Bahrain is another great example of how sandbox environments can boost the local economy and change the whole perspective on an industry. The country is actively developing its FinTech market by means of governmental institutions. The Central Bank of Bahrain which is obviously the regulator responsible for local FinTechs works with local entrepreneurs to create new, innovative retail payment systems and the Economic Development board works on attracting foreign investors. 

The partnership allowed for creating the Bahrain FinTech Bay, a leading FinTech hub/accelerator in the region. Not only it offers typical help for startup founders (co-working spaces, a number of accelerator programmes etc.), but also on its own conducts research, hosts FinTech events and educates.

The results are quite spectacular: there appear almost a hundred new FinTechs each year in Bahrain!

Insiders, such as Dalal Buhejji, call Bahrain a new FinTech frontier. Obviously, it calls for pioneers and they are invited, as long as they can offer innovation and are ready to cooperate. More and more global players accept the invitation – for instance, in January 2020, the Bahrain Fintech Hub announced a major partnership with Standard Chartered, the British multinational financial institution that operates in more than 70 countries. It’s exciting how such a small country can compete with the giants on an equal level. 

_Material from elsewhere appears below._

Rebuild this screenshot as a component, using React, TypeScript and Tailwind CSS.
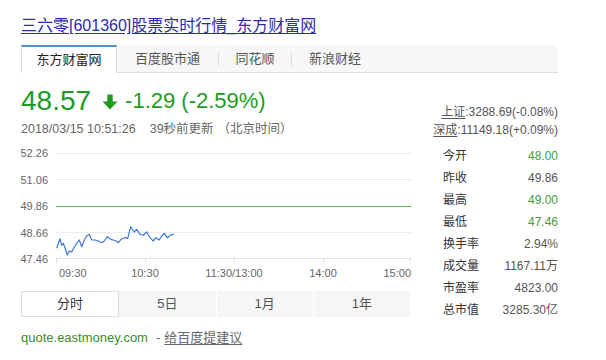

FinTech in the Middle East and its global competition

All in all, considering the rapid growth of FinTech in the Middle East, the way how digital banking solutions can be adapted easily there, there is only one possible future. One in which the Middle East will soon host some of the most important FinTech hubs in the world.

All because there are no legacy dependencies and because local regulators are eager to attract global investors. It’s great they understand the only way of transforming their economies is by innovating.